Photo Credit: Avery Evans
Manual Or Batch Brew?
Another important element to consider when it comes to brewing filter coffee is whether or not you’re opting for manual or batch brew. The main differences, Dale says, are batch size and brewing time.
To choose between the two, it’s important to understand what you want from your coffee. If you want a slower, more “human” approach with more direct control, for instance, you can choose from a wide range of manual brewing methods. These range from the ever-popular CHEMEX® to drippers like the V60 and the Kalita Wave.
While manual brewing does allow you more control, however, it is also difficult to replicate the same brew recipe time and time again. Dale says that if you want to offer a delicious, high-quality coffee consistency in large quantities, batch brew is the way to go.
Dale says that one such option is the Ottomatic®, a brewer brought to you by Marco and CHEMEX®. The Ottomatic® domestic filter coffee brewer automates the filter brewing process usually managed by a skilled barista in a specialty coffee shop.
By managing time, temperature, and turbulence, the Ottomatic® coffee maker facilitates even, consistent extraction and ensures that every cup of coffee brewed at home is premium and barista-standard.

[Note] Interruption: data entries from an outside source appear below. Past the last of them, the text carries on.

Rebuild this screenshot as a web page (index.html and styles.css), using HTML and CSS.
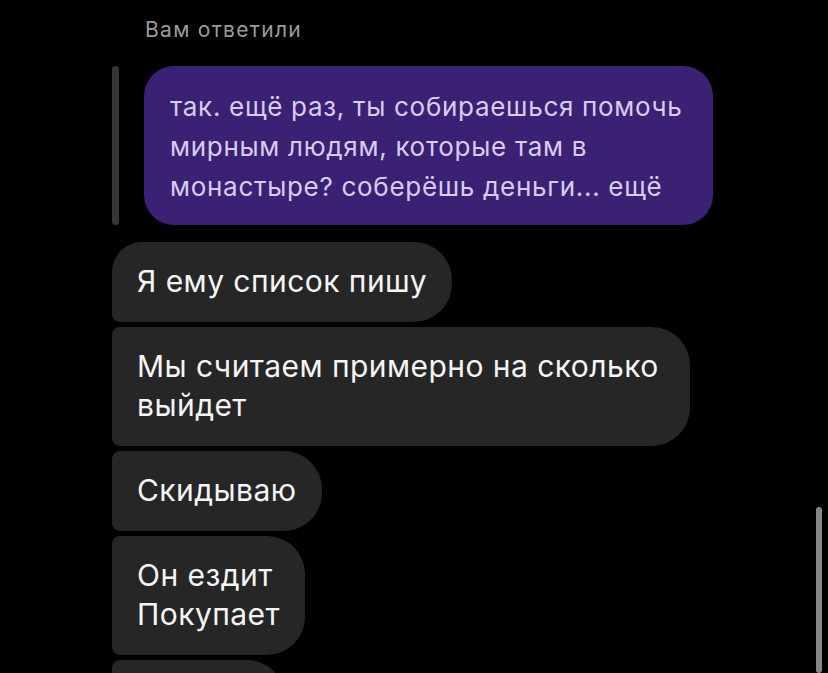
FILE: index.html
```html
<!DOCTYPE html>
<html lang="ru">
<head>
    <meta charset="UTF-8">
    <title>Чат</title>
    <link rel="stylesheet" href="styles.css">
</head>
<body>
    <main class="chat">
        <div class="reply-label">Вам ответили</div>

        <div class="reply">
            <div class="reply-bar"></div>
            <div class="bubble bubble-quoted">
                так. ещё раз, ты собираешься помочь<br>
                мирным людям, которые там в<br>
                монастыре? соберёшь деньги... ещё
            </div>
        </div>

        <div class="messages">
            <div class="bubble msg first">Я ему список пишу</div>
            <div class="bubble msg">Мы считаем примерно на сколько выйдет</div>
            <div class="bubble msg">Скидываю</div>
            <div class="bubble msg">Он ездит<br>Покупает</div>
            <div class="bubble msg msg-next"></div>
        </div>
    </main>

    <div class="scrollbar"></div>
</body>
</html>
```

FILE: styles.css
```css
html, body {
    margin: 0;
    padding: 0;
    height: 100%;
    overflow: hidden;
    background-color: #000;
}

body {
    font-family: Inter, Roboto, sans-serif;
    color: #f5f5f5;
}

.chat {
    padding: 16px 0 0 112px;
}

.reply-label {
    margin-left: 33px;
    font-size: 21px;
    line-height: 28px;
    letter-spacing: 1.3px;
    color: #9b9b9b;
}

.reply {
    display: flex;
    align-items: stretch;
    margin-top: 22px;
}

.reply-bar {
    width: 7px;
    border-radius: 4px;
    background-color: #363636;
    margin-right: 25px;
}

.bubble {
    border-radius: 30px;
    box-sizing: border-box;
}

.bubble-quoted {
    width: 569px;
    padding: 21px 26px 18px 26px;
    background-color: #3b2174;
    color: #d9ccf2;
    font-size: 26px;
    line-height: 40px;
    letter-spacing: 0.7px;
}

.messages {
    display: flex;
    flex-direction: column;
    align-items: flex-start;
    gap: 5px;
    margin-top: 17px;
}

.msg {
    max-width: 578px;
    padding: 20px 25px 21px 25px;
    background-color: #262626;
    font-size: 30px;
    line-height: 39px;
    letter-spacing: 0.45px;
    border-radius: 8px 38px 38px 8px;
}

.msg.first {
    border-top-left-radius: 30px;
}

.msg-next {
    width: 173px;
    height: 80px;
}

.scrollbar {
    position: absolute;
    top: 507px;
    left: 816px;
    width: 6px;
    height: 166px;
    border-radius: 3px;
    background-color: #878787;
}
```
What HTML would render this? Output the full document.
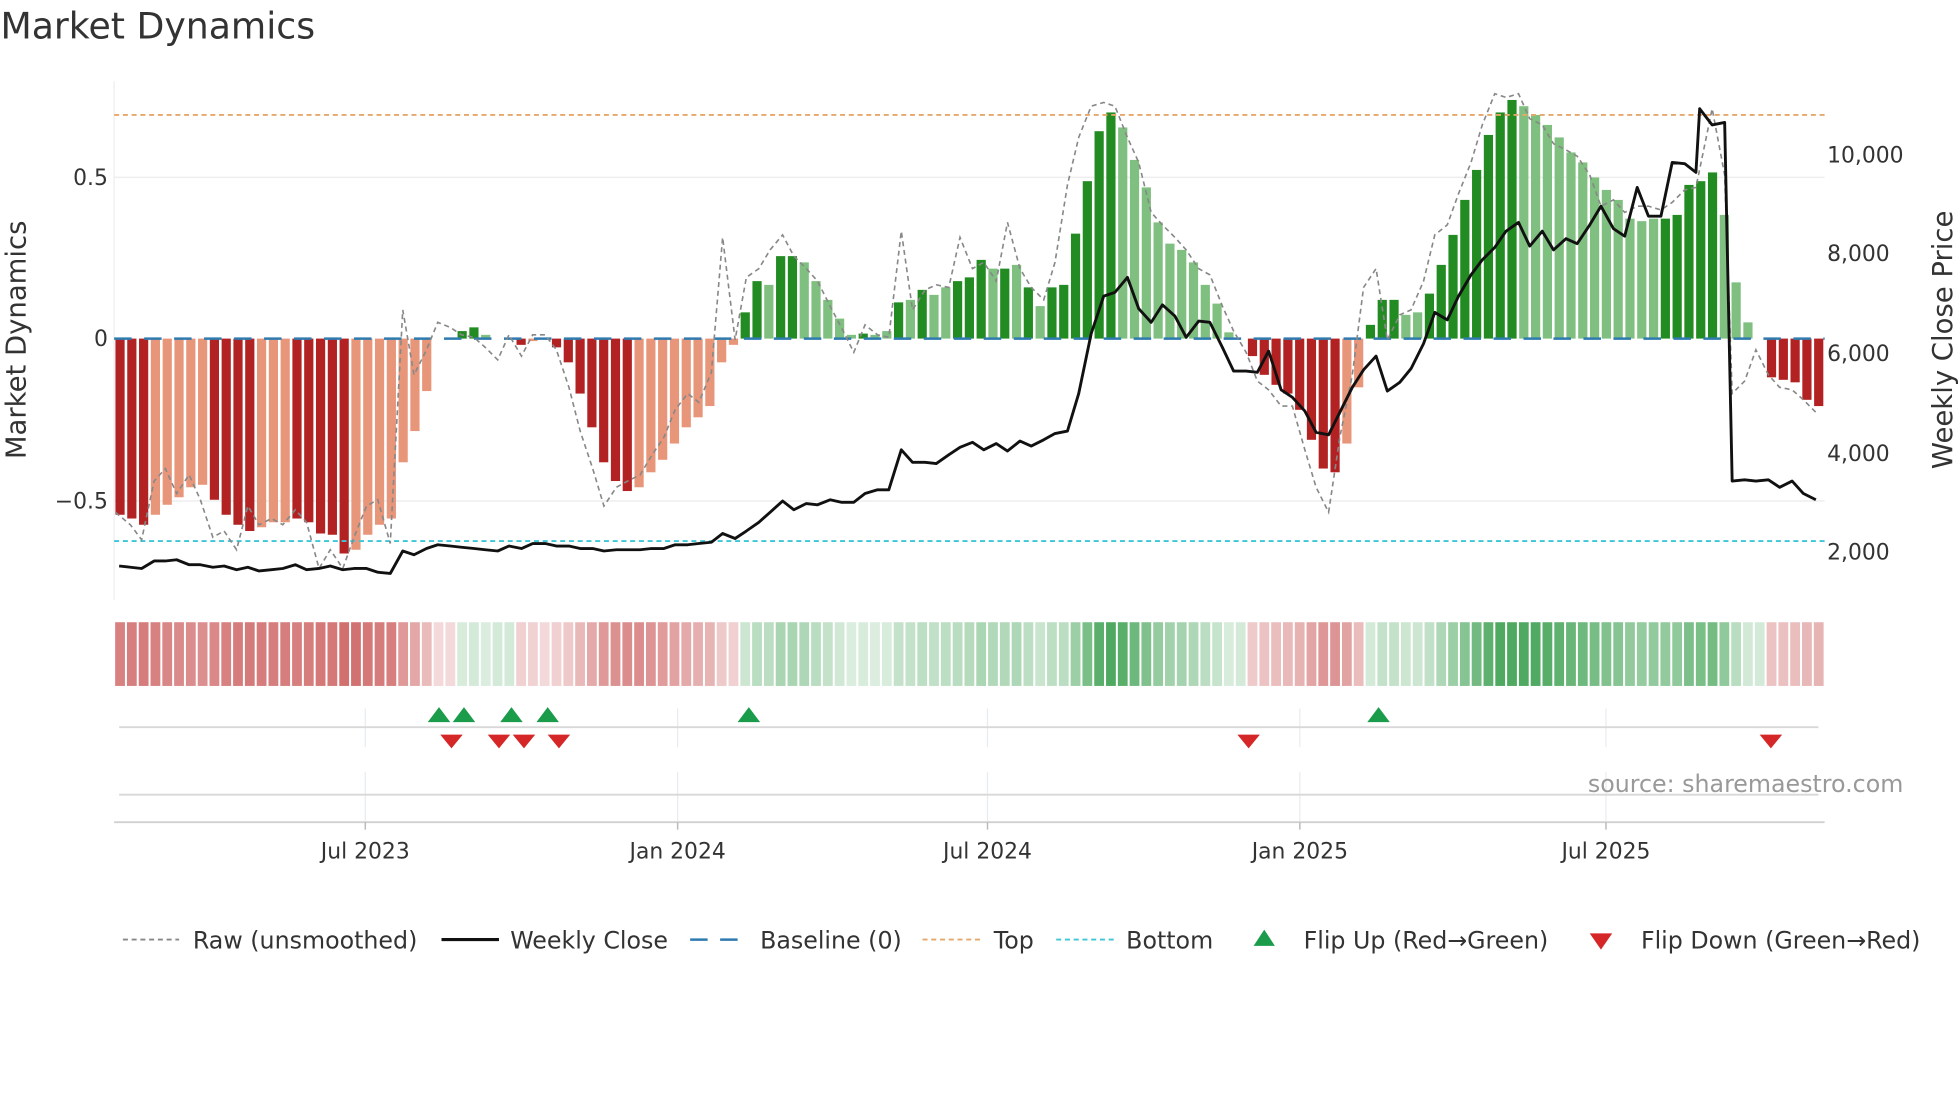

It also features an iced coffee mode.
“Because it controls a set of variables, it puts the control back on you to play with some of the others and get different results from a given coffee,” Dale explains.
Filter coffee is a great way to enjoy a wide range of beans. The filter removes any granules and results in a clean and clear cup, while the range of different filter brewing methods on offer means that every coffee consumer can find something that works for them.
However, no matter which filter coffee brewing method you choose, a firm understanding of the basics as well as a machine like the Ottomatic® will help you to prepare high-quality filter coffee from the comfort of your own home. In the end, the most important thing is that you enjoy the process and the results.